Screen shot 2014-02-12 at 09.39.57

Churnalism web site

The web site itself is just a thin front-end layer. It delegates all the hard work. Searches are handled by calling the SFM search API, then displaying the results.

If the user enters an article URL, the site uses the Readability API service to fetch the article and extract its text. The result is passed on to the SFM API.

The website’s API, as used by the browser extension, is just a simple pass-through to the SFM API.

Web site source code: https://github.com/bcampbell/Churnalism-go.

 

SuperfastMatch (SFM)

SuperfastMatch is the core of the system.

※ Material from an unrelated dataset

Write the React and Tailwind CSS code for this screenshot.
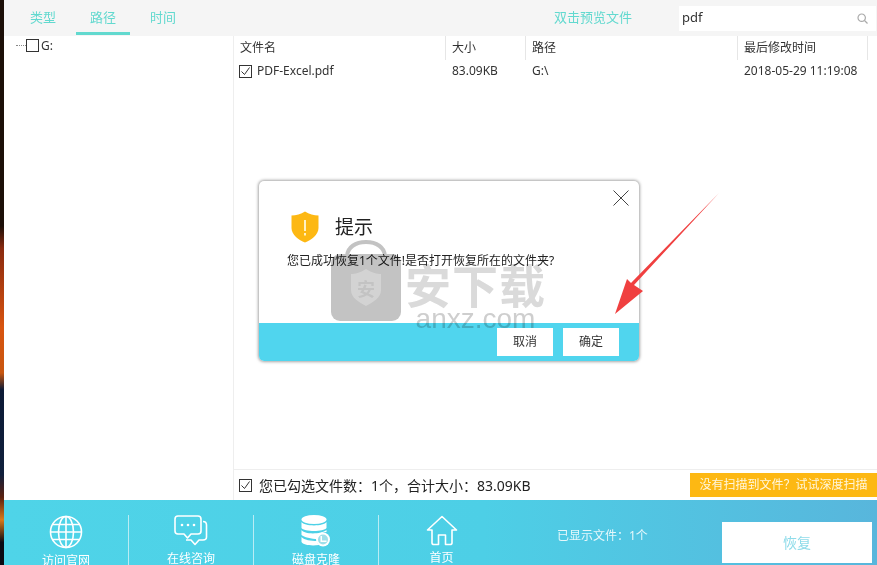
import React from "react";

const font = { fontFamily: '"Noto Sans", "Noto Sans CJK SC", sans-serif' };

function Check({ checked }) {
  return (
    <span className="flex h-[13px] w-[13px] shrink-0 items-center justify-center border border-[#333] bg-white">
      {checked && (
        <svg width="11" height="11" viewBox="0 0 11 11" fill="none" stroke="#333" strokeWidth="1">
          <path d="M1.5 5.5 L4.5 8.5 L9.5 1.5" />
        </svg>
      )}
    </span>
  );
}

function Globe() {
  return (
    <svg width="34" height="34" viewBox="0 0 34 34" fill="none" stroke="#fff" strokeWidth="1.6">
      <circle cx="17" cy="17" r="15.5" />
      <ellipse cx="17" cy="17" rx="7.5" ry="15.5" />
      <path d="M17 1.5 V32.5 M3.5 9.5 H30.5 M1.5 17 H32.5 M3.5 24.5 H30.5" />
    </svg>
  );
}
function Chat() {
  return (
    <svg width="34" height="32" viewBox="0 0 34 32" fill="none" stroke="#fff" strokeWidth="1.6" strokeLinejoin="round">
      <path d="M4 1 H24 Q27 1 27 4 V16 Q27 19 24 19 H17 L13.5 23 L10 19 H4 Q1 19 1 16 V4 Q1 1 4 1 Z" />
      <path d="M29 6.5 Q32.5 6.5 32.5 10 V22 Q32.5 25 29 25 H25 L21 29.5 L17 25 H12" />
      <circle cx="8" cy="10" r="1.3" fill="#fff" stroke="none" />
      <circle cx="14" cy="10" r="1.3" fill="#fff" stroke="none" />
      <circle cx="20" cy="10" r="1.3" fill="#fff" stroke="none" />
    </svg>
  );
}
function Disk() {
  return (
    <svg width="30" height="33" viewBox="0 0 30 33" fill="#fff">
      <ellipse cx="13" cy="4.5" rx="12.5" ry="4.5" />
      <path d="M0.5 7 C3 11.5 23 11.5 25.5 7 V13 C23 17 3 17 0.5 13 Z" />
      <path d="M0.5 15 C3 19.5 20 19.5 25.5 15 V17 C20 17 16 22 17 24 C10 24 3 22 0.5 20 Z" />
      <path d="M0.5 22 C3 25 10 26 16 26 C16.5 28 17 29 18 30 C10 31 2 30 0.5 27 Z" />
      <circle cx="22" cy="24.5" r="7" fill="#fff" />
      <circle cx="22" cy="24.5" r="5" fill="#9fdfe9" />
      <path d="M21 21 V25.5 H25.5 V27 H19.5 V21 Z" fill="#fff" />
    </svg>
  );
}
function Home() {
  return (
    <svg width="32" height="31" viewBox="0 0 32 31" fill="none" stroke="#fff" strokeWidth="1.6" strokeLinejoin="round">
      <path d="M16 1.5 L30.5 15 H26 V28 Q26 29.5 24 29.5 H19.5 V20 H12.5 V29.5 H8 Q6 29.5 6 28 V15 H1.5 Z" />
    </svg>
  );
}
function Shield() {
  return (
    <svg width="28" height="32" viewBox="0 0 28 32">
      <path d="M14 0.5 C18 3 23 4.5 27.5 4.5 V17 C27.5 24 20 29 14 31.5 C8 29 0.5 24 0.5 17 V4.5 C5 4.5 10 3 14 0.5 Z" fill="#fdb813" />
      <rect x="13" y="9" width="2" height="11" fill="#fff1c4" />
      <rect x="13" y="22" width="2" height="2.5" fill="#fff1c4" />
    </svg>
  );
}
function Bag() {
  return (
    <svg width="72" height="82" viewBox="0 0 72 82">
      <path d="M17 22 V17 C17 7 26 2 36 2 C46 2 55 7 55 17 V22" fill="none" stroke="#bdbdbd" strokeWidth="4" />
      <rect x="1" y="14" width="70" height="67" rx="9" fill="#bdbdbd" />
      <path d="M36 29 C42 33 47 34 51 34 V50 C51 58 43 62 36 66 C29 62 21 58 21 50 V34 C25 34 30 33 36 29 Z" fill="#cfcfcf" />
      <text x="36" y="56" textAnchor="middle" fontSize="18" fontWeight="700" fill="#bdbdbd" style={{ fontFamily: '"Noto Sans CJK SC", sans-serif' }}>安</text>
    </svg>
  );
}

function FooterItem({ icon, label, divider }) {
  return (
    <div className={`flex h-[50px] w-[125px] shrink-0 flex-col items-center ${divider ? "border-r border-[#b9ecf4]" : ""}`}>
      <div className="flex h-[36px] items-center">{icon}</div>
      <div className="mt-[4px] text-[12px] leading-[16px] text-white whitespace-nowrap">{label}</div>
    </div>
  );
}

export default function App() {
  return (
    <div className="relative flex h-[565px] w-[877px] overflow-hidden bg-white" style={font}>
      <div className="h-full w-[4px] shrink-0 bg-[linear-gradient(180deg,#1c0f08_0%,#1c0f08_40%,#8a2a10_44%,#d8540f_58%,#c8560f_66%,#0c1a36_69%,#10203c_84%,#5a2010_88%,#d87a1a_92%,#0a0a12_96%,#0a0a12_100%)]" />
      <div className="flex min-w-0 flex-1 flex-col">
        <div className="flex h-[36px] shrink-0 items-center bg-[#f5f5f5] text-[13px] text-[#62d9cf]">
          <div className="ml-[12px] flex h-[36px] w-[54px] items-center justify-center">类型</div>
          <div className="ml-[6px] flex h-[33px] w-[54px] items-center justify-center border-b-[3px] border-[#62d9cf] pt-[3px]">路径</div>
          <div className="ml-[6px] flex h-[36px] w-[54px] items-center justify-center">时间</div>
          <div className="ml-[358px] w-[90px] text-center whitespace-nowrap">双击预览文件</div>
          <div className="ml-[41px] flex h-[25px] w-[197px] items-center justify-between bg-white pl-[3px] pr-[8px] text-[13px] text-[#333]">
            <span>pdf</span>
            <svg width="11" height="11" viewBox="0 0 11 11" fill="none" stroke="#aaa" strokeWidth="1.2">
              <circle cx="4.7" cy="4.7" r="3.7" />
              <path d="M7.5 7.5 L10.5 10.5" />
            </svg>
          </div>
        </div>

        <div className="flex min-h-0 flex-1">
          <div className="flex w-[230px] shrink-0 items-start border-r border-[#eeeeee] pl-[12px] pt-[3px] text-[12px] text-[#333]">
            <span className="mt-[6px] w-[10px] border-t border-dotted border-[#888]" />
            <Check />
            <span className="ml-[2px] leading-[13px]">G:</span>
          </div>
          <div className="flex min-w-0 flex-1 flex-col">
            <div className="flex-1 text-[12px] text-[#333]">
              <div className="flex h-[24px] items-center">
                <div className="flex h-full w-[212px] items-center border-r border-[#e6e6e6] pl-[6px]">文件名</div>
                <div className="flex h-full w-[80px] items-center border-r border-[#e6e6e6] pl-[6px]">大小</div>
                <div className="flex h-full w-[212px] items-center border-r border-[#e6e6e6] pl-[6px]">路径</div>
                <div className="flex h-full w-[130px] items-center border-r border-[#e6e6e6] pl-[6px]">最后修改时间</div>
              </div>
              <div className="flex h-[22px] items-center">
                <div className="flex w-[212px] items-center gap-[5px] pl-[5px]">
                  <Check checked />
                  <span>PDF-Excel.pdf</span>
                </div>
                <div className="w-[80px] pl-[6px]">83.09KB</div>
                <div className="w-[212px] pl-[6px]">G:\</div>
                <div className="w-[133px] pl-[6px] whitespace-nowrap">2018-05-29 11:19:08</div>
              </div>
            </div>
            <div className="flex h-[31px] shrink-0 items-center border-t border-[#eeeeee]">
              <div className="ml-[5px] flex flex-1 items-center gap-[7px] text-[14px] text-[#222]">
                <Check checked />
                <span className="whitespace-nowrap">您已勾选文件数：1个，合计大小：83.09KB</span>
              </div>
              <div className="flex h-[24px] w-[187px] items-center justify-center bg-[#fdb813] text-[12px] text-[#fff6dc] whitespace-nowrap">
                没有扫描到文件？试试深度扫描
              </div>
            </div>
          </div>
        </div>

        <div className="flex h-[65px] shrink-0 items-start bg-[linear-gradient(90deg,#4fd4e8_0%,#4dcfe6_55%,#58b6dc_100%)] pt-[15px]">
          <FooterItem icon={<Globe />} label="访问官网" divider />
          <FooterItem icon={<Chat />} label="在线咨询" divider />
          <FooterItem icon={<Disk />} label="磁盘克隆" divider />
          <FooterItem icon={<Home />} label="首页" />
          <div className="ml-[53px] mt-[12px] w-[165px] text-[12px] text-[#e6f8fb] whitespace-nowrap">已显示文件：1个</div>
          <div className="mt-[7px] flex h-[41px] w-[150px] items-center justify-center bg-white text-[14px] text-[#8fdcea]">恢复</div>
        </div>
      </div>

      <div className="absolute left-[259px] top-[181px] flex h-[180px] w-[380px] flex-col overflow-hidden rounded-[5px] bg-white shadow-[0_0_3px_1px_rgba(0,0,0,0.35)]">
        <div className="relative flex-1">
          <svg className="absolute right-[10px] top-[9px]" width="16" height="16" viewBox="0 0 16 16" stroke="#444" strokeWidth="1" fill="none">
            <path d="M0.5 0.5 L15.5 15.5 M15.5 0.5 L0.5 15.5" />
          </svg>
          <div className="ml-[32px] mt-[30px] flex items-center gap-[16px]">
            <Shield />
            <span className="text-[19px] leading-[28px] text-[#222]">提示</span>
          </div>
          <div className="ml-[28px] mt-[9px] text-[12px] leading-[18px] text-[#222] whitespace-nowrap">您已成功恢复1个文件!是否打开恢复所在的文件夹?</div>
        </div>
        <div className="flex h-[38px] shrink-0 items-center justify-end gap-[10px] bg-[#50d5ee] pb-[1px] pr-[20px]">
          <div className="flex h-[28px] w-[56px] items-center justify-center bg-white text-[12px] text-[#333]">取消</div>
          <div className="flex h-[28px] w-[56px] items-center justify-center bg-white text-[12px] text-[#333]">确定</div>
        </div>
      </div>

      <div className="absolute left-[330px] top-[240px] flex opacity-90 mix-blend-multiply">
        <Bag />
        <div className="ml-[3px] mt-[20px] flex flex-col items-center text-[#c9c9c9]">
          <span className="text-[46px] font-bold leading-[46px] tracking-[1px] whitespace-nowrap text-[#d6d6d6]" style={{ fontFamily: '"Noto Sans CJK SC", sans-serif' }}>安下载</span>
          <span className="text-[28px] leading-[26px] whitespace-nowrap" style={{ fontFamily: '"Liberation Sans", sans-serif' }}>anxz.com</span>
        </div>
      </div>

      <svg className="absolute left-[610px] top-[190px]" width="112" height="128" viewBox="0 0 112 128">
        <path d="M109 3 L24 95 L33 101 L5 124 L17 89 L21 93 Z" fill="#f04040" />
      </svg>
    </div>
  );
}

It lets you compare a document against a large set of others very quickly.

It is based upon the Rabin-Karp algorithm. SFM uses a MongoDB database to hold it’s collection of documents. From this, SFM builds an in-memory index for performing searches.

The database is also used for:

- holding document associations (stored search results)

- a work queue for adding and removing documents and associations

- tracking feeds of incoming documents

 

Feeds

SFM can be configured to monitor a bunch of Server-Sent Event (SSE) feeds to stream documents into the system as they become available.

An SSE server is an HTTP server. Clients connect to it via HTTP and keep the connection open. Whenever a new event occurs (ie a new document has come in), more data is sent. Each event has an id associated with it, and clients can connect with a `Last-Event-Id` HTTP header containing the id of the last event it received. The server can then send older events – if it still has them – to help the client catch up on any it may have missed.

SSE feeds were originally intended to be used by web browsers, but in this system we use them behind the scenes, purely on the server side.

The SFM instance used to power churnalism.com is set up to take press releases from UKPR and news articles from journalisted.com.

SFM source code: https://github.com/donovanhide/superfastmatch.

 

UKPR

To get press releases, we screen-scrape a whole bunch of websites. UKPR is the component which handles this.

Written in Go, it performs the scraping and provides SSE feeds to any interested clients – to SFM, in this case.

The current scrapers all cover sources of interest to the UK (see FAQs for current list), but it is reasonably simple to add to those scrapers or swap out the scrapers for a different set.

UKPR has a database (Sqlite) in which it stores the press releases as they are scraped. This means any clients which go down for a while can catch up on any press releases they may have missed.

UKPR source code: https://github.com/bcampbell/ukpr.

 

Browser extension

The churnalism.com browser extension monitors articles for churnalism as the user browses the web. If any churn is detected, a warning is displayed and the user has the option of highlighting the copied text.

There are versions of the extension for Firefox and Chrome. A lot of the code is shared between the two. It was originally based on the unsourced.org extension, which in turn used some code from the Sunlight Foundation‘s US churnalism extension - thank you Sunlight.

It uses a version of the readability algorithm (from Sunlight’s code) to extract the article text, then performs a search using the churnalism.com search api (which is really just a passthrough to the SFM search).

Browser extension source code: https://github.com/bcampbell/churnalism-extensions.